«Nature's bequest gives nothing but doth lend,
And being frank she lends to those are free»
«Природой завещанным ничего не даётся, но одалживается,
И будучи откровенной с теми, кто свободен она даёт взаймы».
Шекспир заканчивает сонет 4 предупреждением об коварности судьбы в том, что кто не использует свою красоту для «продолжения рода» она будет забрана природой обратно, по истечению срока аренды:
«Thy unused beauty must be tomb'd with thee,
Which, used, lives th' executor to be».
«То твоя неиспользуемая красота будет с тобою погребённой,
Которая используемая живёт, чтобы был — исполнитель».
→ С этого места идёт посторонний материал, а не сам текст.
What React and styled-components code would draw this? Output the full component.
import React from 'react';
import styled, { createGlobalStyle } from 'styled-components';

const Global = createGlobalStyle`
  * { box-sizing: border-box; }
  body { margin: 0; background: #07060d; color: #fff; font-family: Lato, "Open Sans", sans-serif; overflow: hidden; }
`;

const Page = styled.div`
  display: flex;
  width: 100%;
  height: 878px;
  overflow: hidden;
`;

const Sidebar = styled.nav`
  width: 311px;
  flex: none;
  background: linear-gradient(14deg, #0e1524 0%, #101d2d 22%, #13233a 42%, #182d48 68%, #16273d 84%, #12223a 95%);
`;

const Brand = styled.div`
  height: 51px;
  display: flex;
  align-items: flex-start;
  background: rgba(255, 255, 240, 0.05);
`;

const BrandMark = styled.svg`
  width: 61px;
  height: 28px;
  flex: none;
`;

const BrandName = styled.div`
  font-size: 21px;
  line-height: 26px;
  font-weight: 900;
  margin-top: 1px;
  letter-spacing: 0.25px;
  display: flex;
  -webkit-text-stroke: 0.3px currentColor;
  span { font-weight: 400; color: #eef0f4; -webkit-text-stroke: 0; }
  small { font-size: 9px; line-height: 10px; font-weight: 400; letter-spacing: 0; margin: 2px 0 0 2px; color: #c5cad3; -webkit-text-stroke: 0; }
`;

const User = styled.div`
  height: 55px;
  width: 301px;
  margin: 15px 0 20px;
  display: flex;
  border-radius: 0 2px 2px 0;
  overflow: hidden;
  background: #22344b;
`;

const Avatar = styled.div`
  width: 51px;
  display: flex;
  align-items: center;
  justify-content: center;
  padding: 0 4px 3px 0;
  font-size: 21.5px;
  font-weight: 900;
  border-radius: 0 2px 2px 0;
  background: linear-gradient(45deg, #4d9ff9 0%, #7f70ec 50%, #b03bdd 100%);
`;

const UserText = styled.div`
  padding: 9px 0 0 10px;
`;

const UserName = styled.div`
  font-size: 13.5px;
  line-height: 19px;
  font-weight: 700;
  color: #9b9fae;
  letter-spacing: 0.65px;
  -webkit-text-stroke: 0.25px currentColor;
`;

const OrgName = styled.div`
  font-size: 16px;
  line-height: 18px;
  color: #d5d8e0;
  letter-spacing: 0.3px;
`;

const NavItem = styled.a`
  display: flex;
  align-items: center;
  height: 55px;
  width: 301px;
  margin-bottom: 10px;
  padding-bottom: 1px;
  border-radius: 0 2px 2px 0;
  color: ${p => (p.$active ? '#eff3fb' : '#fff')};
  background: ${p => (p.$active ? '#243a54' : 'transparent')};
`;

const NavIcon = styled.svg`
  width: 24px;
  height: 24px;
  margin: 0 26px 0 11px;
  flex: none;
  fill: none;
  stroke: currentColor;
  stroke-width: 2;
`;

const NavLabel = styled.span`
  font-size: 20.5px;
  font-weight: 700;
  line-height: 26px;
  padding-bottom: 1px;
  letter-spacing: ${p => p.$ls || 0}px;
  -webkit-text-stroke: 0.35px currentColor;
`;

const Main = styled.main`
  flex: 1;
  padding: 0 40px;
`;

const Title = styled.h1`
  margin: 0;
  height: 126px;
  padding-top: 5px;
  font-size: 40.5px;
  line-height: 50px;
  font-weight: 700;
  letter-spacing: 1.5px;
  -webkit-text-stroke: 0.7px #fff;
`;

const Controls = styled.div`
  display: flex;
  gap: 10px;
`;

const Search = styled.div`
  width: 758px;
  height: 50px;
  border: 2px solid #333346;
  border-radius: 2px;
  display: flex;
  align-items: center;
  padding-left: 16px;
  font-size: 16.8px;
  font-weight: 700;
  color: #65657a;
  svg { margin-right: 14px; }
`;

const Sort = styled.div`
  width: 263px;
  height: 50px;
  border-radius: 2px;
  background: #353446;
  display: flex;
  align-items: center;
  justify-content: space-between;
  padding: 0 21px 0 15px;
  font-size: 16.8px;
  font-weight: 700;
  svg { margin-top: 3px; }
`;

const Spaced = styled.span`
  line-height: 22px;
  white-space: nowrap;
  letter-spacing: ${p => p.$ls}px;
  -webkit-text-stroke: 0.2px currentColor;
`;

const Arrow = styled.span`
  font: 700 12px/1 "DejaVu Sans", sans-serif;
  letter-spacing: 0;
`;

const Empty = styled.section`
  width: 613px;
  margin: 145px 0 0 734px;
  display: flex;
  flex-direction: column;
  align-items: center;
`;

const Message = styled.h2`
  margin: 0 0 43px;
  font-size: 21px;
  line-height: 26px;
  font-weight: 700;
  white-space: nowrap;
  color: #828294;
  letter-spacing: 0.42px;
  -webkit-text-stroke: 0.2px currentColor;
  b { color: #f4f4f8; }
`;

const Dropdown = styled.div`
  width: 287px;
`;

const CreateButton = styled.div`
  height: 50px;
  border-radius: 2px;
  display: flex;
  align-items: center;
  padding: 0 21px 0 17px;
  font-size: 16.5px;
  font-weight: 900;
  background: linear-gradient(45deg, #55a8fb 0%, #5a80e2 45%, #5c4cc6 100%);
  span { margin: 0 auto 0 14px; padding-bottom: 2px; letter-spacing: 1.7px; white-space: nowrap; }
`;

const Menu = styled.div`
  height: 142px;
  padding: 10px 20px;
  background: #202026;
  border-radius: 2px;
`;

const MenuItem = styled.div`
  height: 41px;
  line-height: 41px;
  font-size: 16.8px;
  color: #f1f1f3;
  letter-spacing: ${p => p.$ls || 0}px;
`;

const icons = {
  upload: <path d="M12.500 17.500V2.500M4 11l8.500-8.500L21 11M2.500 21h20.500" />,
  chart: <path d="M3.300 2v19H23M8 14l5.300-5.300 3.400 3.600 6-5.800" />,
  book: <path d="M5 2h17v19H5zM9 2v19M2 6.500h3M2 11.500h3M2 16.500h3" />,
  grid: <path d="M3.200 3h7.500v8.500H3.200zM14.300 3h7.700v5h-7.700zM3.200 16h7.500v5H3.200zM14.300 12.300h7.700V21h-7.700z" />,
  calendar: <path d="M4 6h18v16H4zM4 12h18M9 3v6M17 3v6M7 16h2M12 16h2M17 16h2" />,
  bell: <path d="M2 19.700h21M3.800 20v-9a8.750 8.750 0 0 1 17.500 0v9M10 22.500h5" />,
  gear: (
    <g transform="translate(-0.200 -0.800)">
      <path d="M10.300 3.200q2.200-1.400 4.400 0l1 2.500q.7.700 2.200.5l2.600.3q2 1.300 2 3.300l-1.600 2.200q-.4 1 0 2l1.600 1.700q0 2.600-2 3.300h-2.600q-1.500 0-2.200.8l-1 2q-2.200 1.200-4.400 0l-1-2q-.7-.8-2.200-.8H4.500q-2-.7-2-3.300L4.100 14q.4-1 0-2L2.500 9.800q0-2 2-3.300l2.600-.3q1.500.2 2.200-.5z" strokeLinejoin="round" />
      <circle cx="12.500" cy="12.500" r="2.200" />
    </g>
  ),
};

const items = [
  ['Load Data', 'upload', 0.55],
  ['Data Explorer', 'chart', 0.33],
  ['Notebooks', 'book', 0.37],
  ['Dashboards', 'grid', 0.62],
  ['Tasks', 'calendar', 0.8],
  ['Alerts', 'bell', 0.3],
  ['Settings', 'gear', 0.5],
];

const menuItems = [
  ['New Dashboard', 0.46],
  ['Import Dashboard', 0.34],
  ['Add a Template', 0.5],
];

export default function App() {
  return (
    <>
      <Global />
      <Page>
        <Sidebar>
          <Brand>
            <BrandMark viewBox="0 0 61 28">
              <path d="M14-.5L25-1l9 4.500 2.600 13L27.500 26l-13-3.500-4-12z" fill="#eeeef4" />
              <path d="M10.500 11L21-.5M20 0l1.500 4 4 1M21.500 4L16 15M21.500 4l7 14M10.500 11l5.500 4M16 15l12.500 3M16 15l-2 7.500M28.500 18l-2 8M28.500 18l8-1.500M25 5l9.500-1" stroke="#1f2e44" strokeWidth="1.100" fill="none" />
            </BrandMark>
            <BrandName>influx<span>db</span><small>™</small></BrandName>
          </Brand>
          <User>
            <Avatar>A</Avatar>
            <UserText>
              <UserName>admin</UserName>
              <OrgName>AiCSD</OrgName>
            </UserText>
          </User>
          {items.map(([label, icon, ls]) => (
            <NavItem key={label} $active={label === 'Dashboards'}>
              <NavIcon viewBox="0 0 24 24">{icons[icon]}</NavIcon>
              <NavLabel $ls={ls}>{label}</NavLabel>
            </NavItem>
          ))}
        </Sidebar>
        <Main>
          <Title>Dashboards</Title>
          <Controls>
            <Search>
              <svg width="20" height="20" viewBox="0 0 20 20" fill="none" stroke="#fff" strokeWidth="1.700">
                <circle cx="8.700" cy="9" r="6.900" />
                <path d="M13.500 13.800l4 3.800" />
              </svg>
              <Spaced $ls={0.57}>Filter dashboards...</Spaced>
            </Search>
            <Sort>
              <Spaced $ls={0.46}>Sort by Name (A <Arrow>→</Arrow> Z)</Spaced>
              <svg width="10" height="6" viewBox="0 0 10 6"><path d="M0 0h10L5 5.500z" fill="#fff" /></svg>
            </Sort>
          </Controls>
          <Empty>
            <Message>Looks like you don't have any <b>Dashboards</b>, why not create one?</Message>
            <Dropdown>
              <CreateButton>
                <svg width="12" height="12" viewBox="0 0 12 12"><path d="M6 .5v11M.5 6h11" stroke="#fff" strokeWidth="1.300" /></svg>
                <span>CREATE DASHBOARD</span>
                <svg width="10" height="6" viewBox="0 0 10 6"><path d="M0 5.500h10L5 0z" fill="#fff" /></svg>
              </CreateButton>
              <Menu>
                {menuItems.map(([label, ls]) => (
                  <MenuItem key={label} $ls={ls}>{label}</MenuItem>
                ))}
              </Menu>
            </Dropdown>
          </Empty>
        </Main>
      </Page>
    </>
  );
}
Повествующий начинает сонет 4 (четверостишие 1) с вопроса своего друга-мужчины, почему он должен растрачивать свою красоту на себя, потому что природа не наделяет людей другими дарами, кроме тех, которые мы получаем при рождении. Однако, природа будучи откровенной одалживается красоту тем, кто «свободен», то есть ещё пока не обременён обязательствами.
Во втором четверостишии повествующий спрашивает друга, юношу, адресата сонета, почему он злоупотребляет полученными им обильными и щедрыми подарками, которыми предназначено делиться с другими. Затем повествующий продолжил спрашивать, почему он клянётся быть плохим акционером, используя то, что он может предложить, но не в состоянии позаботиться о себе или сохранить свои собственные деньги. В одном литературном произведении суммируется совокупность фактов, преподносится, как «идея скряги против ростовщика», — резюмировал в заключении критик Болдуин.
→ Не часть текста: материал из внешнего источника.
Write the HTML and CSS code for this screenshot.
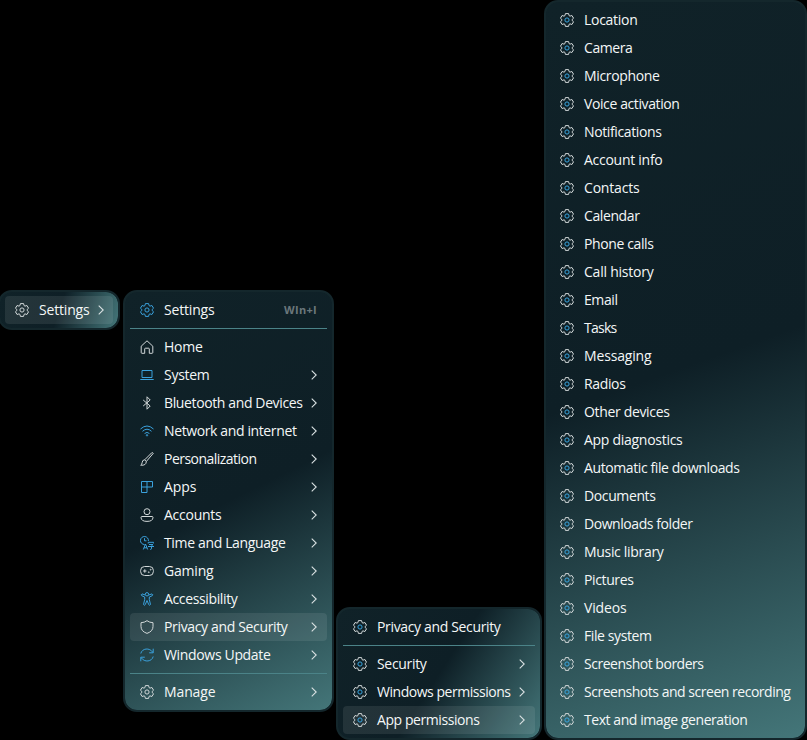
FILE: index.html
```
<!DOCTYPE html>
<html lang="en">
<head>
<meta charset="utf-8">
<title>Settings menu</title>
<link rel="stylesheet" href="styles.css">
</head>
<body>
<svg class="defs" width="0" height="0">
  <symbol id="gear" viewBox="0 0 14 14"><path class="outer" d="M5.4.6h3.2l.45 2 .95.55 1.95-.65 1.6 2.75L12.050 6.600v.8l1.500 1.350-1.600 2.750-1.950-.65-.95.55-.45 2H5.400l-.45-2-.95-.55-1.950.65L.45 8.750l1.500-1.350v-.8L.45 5.250l1.600-2.750 1.950.65.95-.55z"/><circle class="inner" cx="7" cy="7" r="2.100"/></symbol>
  <symbol id="home" viewBox="0 0 14 14"><path d="M1.200 6.200 7 .8l5.800 5.400v6.300q0 .8-.8.8H9.300V9q0-.8-.8-.8h-3q-.8 0-.8.8v4.300H2q-.8 0-.8-.8z"/></symbol>
  <symbol id="laptop" viewBox="0 0 14 14"><path d="M2 2.500h10v7H2zM.3 11.500h13.400"/></symbol>
  <symbol id="bluetooth" viewBox="0 0 14 14"><path d="m3.200 4 7 6L7 13.200V.8L10.200 4l-7 6"/></symbol>
  <symbol id="wifi" viewBox="0 0 14 14"><path d="M.5 5q6.500-6 13 0M2.500 7.300q4.500-4.200 9 0M4.600 9.500q2.400-2.200 4.800 0"/><circle cx="7" cy="11.300" r=".7"/></symbol>
  <symbol id="brush" viewBox="0 0 14 14"><path d="M4.700 7.800 11.700.8q1.200-.5 1.600.5L6.300 9.500zM4.700 7.800Q2.200 8 2.200 10.500 2 12.500.7 13.200q5.600.5 5.600-3.700"/></symbol>
  <symbol id="apps" viewBox="0 0 14 14"><path d="M1.500 1.500h11v5.500h-5.500v5.500H1.500zM7 1.500v5.500M1.500 7h5.500"/></symbol>
  <symbol id="user" viewBox="0 0 14 14"><circle cx="7" cy="3.700" r="3"/><path d="M2 8.500h10q1 0 1 1-.2 3.900-6 3.900T1 9.500q0-1 1-1z"/></symbol>
  <symbol id="lang" viewBox="0 0 14 14"><path d="M4.500 8.500A4 4 0 1 1 8.400 5M4.500 2.200v2.600h2M3.300 13.500 5.500 8l2.200 5.500M4 11.800h3M8.200 7.500V6.300h5.500v1.200M9 8.500h4l-1.500 1.300v3q0 .6-1.300.6M8 10.500h6"/></symbol>
  <symbol id="pad" viewBox="0 0 14 14"><rect x=".6" y="2.500" width="12.800" height="9" rx="4"/><path d="M4.800 5.300v3.400M3.100 7h3.400"/><circle cx="10.700" cy="5.700" r=".45"/><circle cx="8.800" cy="8.200" r=".45"/></symbol>
  <symbol id="person" viewBox="0 0 14 14"><circle cx="7" cy="2.300" r="1.700"/><path d="M5.300 3 2 1.900q-1.400.8-.3 1.800l3 1.300v2.500l-1.200 5q.8 1.400 1.700.2L7 8.500l1.800 4.200q.9 1.200 1.700-.2l-1.200-5V5l3-1.300q1.100-1-.3-1.800L8.700 3"/></symbol>
  <symbol id="shield" viewBox="0 0 14 14"><path d="M7 .7q2.500 1.900 6 2V6.500q0 4.800-6 6.900-6-2.100-6-6.900V2.700q3.500-.1 6-2z"/></symbol>
  <symbol id="update" viewBox="0 0 14 14"><path d="M.8 5.500C2 .3 9.500-.8 12.900 4.400M13.200.7v4.100H9.200M13.200 8.500C12 13.700 4.500 14.800 1.100 9.600M.8 13.300V9.200h4"/></symbol>
  <symbol id="chev" viewBox="0 0 6 10"><path d="m.7.600 4.500 4.400-4.500 4.400"/></symbol>
</svg>
<main class="cascade" id="cascade"></main>
<script src="menu.js"></script>
</body>
</html>
```
FILE: menu.js
```
// Each row: [icon, tint, label, has submenu, label width, selected]
const panels = [
  { name: 'root', rows: [['gear', 'light', 'Settings', 1, 49, 1]] },
  { name: 'settings', rows: [
    ['gear', 'blue', 'Settings', 0, 49, 0, 'WIn+I'], null,
    ['home', 'light', 'Home', 0, 37],
    ['laptop', 'blue', 'System', 1, 44],
    ['bluetooth', 'light', 'Bluetooth and Devices', 1, 137],
    ['wifi', 'blue', 'Network and internet', 1, 131],
    ['brush', 'light', 'Personalization', 1, 91],
    ['apps', 'blue', 'Apps', 1, 31],
    ['user', 'light', 'Accounts', 1, 56],
    ['lang', 'blue', 'Time and Language', 1, 120],
    ['pad', 'light', 'Gaming', 1, 48],
    ['person', 'blue', 'Accessibility', 1, 72],
    ['shield', 'light', 'Privacy and Security', 1, 122, 1],
    ['update', 'blue', 'Windows Update', 1, 105], null,
    ['gear', 'light', 'Manage', 1, 50]] },
  { name: 'privacy', rows: [
    ['gear', 'duo', 'Privacy and Security', 0, 122], null,
    ['gear', 'duo', 'Security', 1, 48],
    ['gear', 'duo', 'Windows permissions', 1, 132],
    ['gear', 'duo', 'App permissions', 1, 101, 1]] },
  { name: 'permissions', rows: [
    ['Location', 52], ['Camera', 47], ['Microphone', 74], ['Voice activation', 94],
    ['Notifications', 76], ['Account info', 77], ['Contacts', 54], ['Calendar', 54],
    ['Phone calls', 68], ['Call history', 68], ['Email', 32], ['Tasks', 31],
    ['Messaging', 66], ['Radios', 40], ['Other devices', 84], ['App diagnostics', 97],
    ['Automatic file downloads', 154], ['Documents', 70], ['Downloads folder', 107],
    ['Music library', 78], ['Pictures', 48], ['Videos', 41], ['File system', 66],
    ['Screenshot borders', 118], ['Screenshots and screen recording', 205],
    ['Text and image generation', 162]].map(([t, w]) => ['gear', 'duo', t, 0, w]) }
];
const row = r => !r ? '<hr class="separator">' :
  `<div class="item${r[5] ? ' selected' : ''}"><svg class="icon ${r[1]}"><use href="#${r[0]}"/></svg>` +
  `<span class="label" data-width="${r[4]}">${r[2]}</span>` +
  (r[6] ? `<span class="shortcut">${r[6]}</span>` : '') +
  (r[3] ? '<svg class="chevron"><use href="#chev"/></svg>' : '') + '</div>';
document.getElementById('cascade').innerHTML = panels.map(p =>
  `<nav class="panel ${p.name}">${p.rows.map(row).join('')}</nav>`).join('');
document.querySelectorAll('.label').forEach(el => {
  const natural = el.getBoundingClientRect().width;
  const space = (Number(el.dataset.width) + 1.5 - natural) / el.textContent.length;
  el.style.letterSpacing = space.toFixed(3) + 'px';
});
```
FILE: styles.css
```
* { box-sizing: border-box; }
body { margin: 0; background: #000; overflow: hidden; font: 14px/28px "Open Sans", "Noto Sans", sans-serif; color: #f4f7f7; }
.defs { display: block; height: 0; }
.cascade { display: flex; align-items: flex-start; width: 807px; height: 740px; }
.panel {
  flex: none; padding: 4px; border: 2px solid #14272c; border-radius: 14px;
  background: linear-gradient(var(--angle), #102228 0%, #0e1f26 50%, #447679 100%) padding-box, #14272c;
}
.root { --angle: 108deg; width: 122px; margin: 290px 3px 0 -2px; }
.settings { --angle: 153.400deg; width: 211px; margin: 290px 2px 0 0; }
.privacy { --angle: 123deg; width: 206px; margin: 607px 2px 0 0; }
.permissions { --angle: 160.500deg; width: 263px; }
.item { display: flex; align-items: center; height: 28px; padding: 0 10px; border-radius: 4px; white-space: nowrap; }
.root .item { padding-right: 9px; }
.root .item, .settings .item, .privacy .item { margin: 0 1px; }
.selected { background: rgba(255, 255, 255, .085); }
.icon { flex: none; width: 14px; height: 14px; margin-right: 10px; overflow: visible; fill: none; stroke: #d2d8d9; stroke-width: 1; stroke-linejoin: round; }
.icon.blue { stroke: #3ba1dc; }
.duo .inner, .icon.duo { --hub: #39a5df; }
.inner { stroke: var(--hub, currentStroke); stroke-width: 1; }
.icon.duo { stroke: #d2d8d9; }
.chevron { flex: none; width: 6px; height: 10px; margin-left: auto; fill: none; stroke: #d8e0e1; stroke-width: 1.100; }
.shortcut { margin-left: auto; font: 700 11px/28px "Open Sans", sans-serif; color: #6b777b; letter-spacing: .3px; }
.separator { height: 1px; margin: 4px 1px; border: 0; background: #4b8388; }
.permissions .item { padding-left: 10px; }
```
(Baldwin, T. W.: «On the Literary Genetics of Shakespeare's Sonnets». Urbana: University of Illinois Press, 1950).
(Примечание от автора эссе: к величайшему сожалению критик Т. У. Болдуин (T. W. Baldwin), следуя «априори» по всей вероятности неверной версии критических дискуссий 1916 года в своей научной диссертации не вник в текст сонета 4, и повторил ошибку в истолковании шекспировского замысла. Дело в том, что повествующий бард во втором четверостишии обратился к «персонализированной» природе с двумя риторическими вопросами, а не к юноше, адресату сонета, как сочли по невнимательности некоторые критики:
«Then, beauteous niggard, why dost thou abuse
The bounteous largess given thee to give?
Profitless usurer, why dost thou use
So great a sum of sums, yet canst not live?» (4, 5-8).
«Тогда, прекрасная скупердяйка, зачем оскорбляешь ты
Изобильной щедростью, дарованной тебе, чтобы раздавать?
Бесполезная ростовщица, отчего ты не пользуешься (оной)
Столь великой суммой от сумм, наживать всё же права не имея?» (4, 5-8).
Однако, небрежное отношение к текстам Шекспира в кругах современных недоброжелателей поэта давно не вызывает чувств недоумения и разочарования в академической науке!).
Критик Джозеф Пекиньи предположил, что вопрос заключается в том, что должен ли он отдавать деньги взаймы или нет. Должен ли он быть кредитором или ему следует воздерживаться от раздачи своих денег в кредит, таким образом выставив себя, как скряга. В четверостишии 3 повествующий пытается убедить своего друга юношу завести детей, потому что, по его словам, отказ от этого был бы пустой тратой мужской красоты. Поэт пытался донести до адресата, что нет никаких причин, по которым его друг должен оставаться один, таким образом позволить своей красоте угасать вместе с собой.
Джозеф Пекиньи (Joseph Pequigney) указал на то, что в сонетах Шекспира есть «эротическая привязанность и сексуальное влечение к прекрасному молодому человеку, которому посвящены все сонеты последовательности «Прекрасная молодёжь», 1-126».
(Pequigney, Joseph (1985). «Such is My Love: A Study of Shakespeare's Sonnets». University of Chicago Press. ISBN 978-0-226-65563-5).
(Field, Michael (1987). «Review of Such Is My Love: A Study of Shakespeare's Sonnets». Shakespeare Quarterly, 38 (3): pp. 375—377).
(Реплика от автора эссе: доводы критика Джозефа Пекиньи (Joseph Pequigney) об «сексуальном влечении» Шекспира, по всем признакам религиозного человека к жениху свой собственной дочери, по-видимому, отражали тайные желания самого критика, наглядно показав его собственные психологические проблемы в рамках раскрепощённых нравов социума своей эпохи, в которой он сам проживал. Странно, но только эту «химеру» в качестве априори охотно подхватила та самая «сексуально озабоченная» личной жизнью драматурга, часть критиков от академической науки, предпочитающая получать от смакования надуманных ими деталей персональное удовлетворение!).